Conference
Keynote

Reconsidering Minor Cinema: René Laloux, Félix Guattari, and the Machinery of Signs

Henning Schmidgen
(Bauhaus University Weimar)

Following Deleuze and Guattari, the concept of minor cinema is often discussed with respect to questions of authorship and nationality. In this perspective, “minor cinema” comes to equal almost all movies created in economic independence of major US film companies and in connection to non-western discourses, in particular post colonialism. This talk highlights the specificity of Guattari’s contributions to defining “minor cinema,” by focusing on his emphasis concerning the transversal connections between technology and subjectivity. More concretely, it focuses on the movies that the French animator and film director René Laloux (1929-2004) realized in the psychiatric clinic of La Borde in the mid- and late 1950s – with the active participation of the clinic’s patients and of Guattari. Drawing on Tic-tac (1957) and Les dents du singe (1960), I argue that the technique and aesthetic of Laloux’s animations confront us with cinematography in its “minor” state, i.e. before becoming overloaded with faces, text, and meanings. As a result, Guattari’s plea for cinema as a “minor art” is conceived of as a plea for the heterogeneity of cinematographic signs.
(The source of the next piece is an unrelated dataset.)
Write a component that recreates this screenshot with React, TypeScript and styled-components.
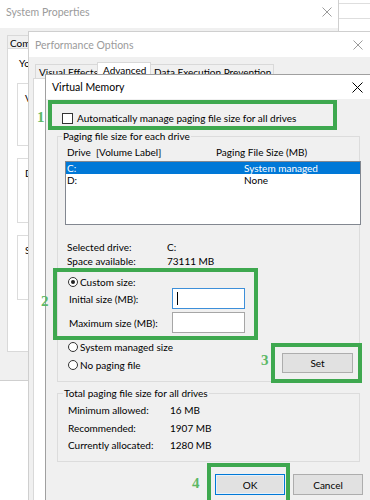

Henning Schmidgen is Professor of Media Studies at Bauhaus University in Weimar, Germany. Straddling the boundaries between media studies and the history of science, Schmidgen has worked extensively on Guattari’s machines, Canguilhem’s concepts, and the problem of living time in 19th century physiology and psychology. His research is published by journals such as Isis, Configurations, and Grey Room. Among his recent books are The Helmholtz-Curves. Tracing Lost Time (2014), Bruno Latour in Pieces. An Intellectual Biography (2015), and Die Guattari-Tapes. Gespräche mit Antonio Negri, Jean Oury, Paul Virilio und anderen (2019).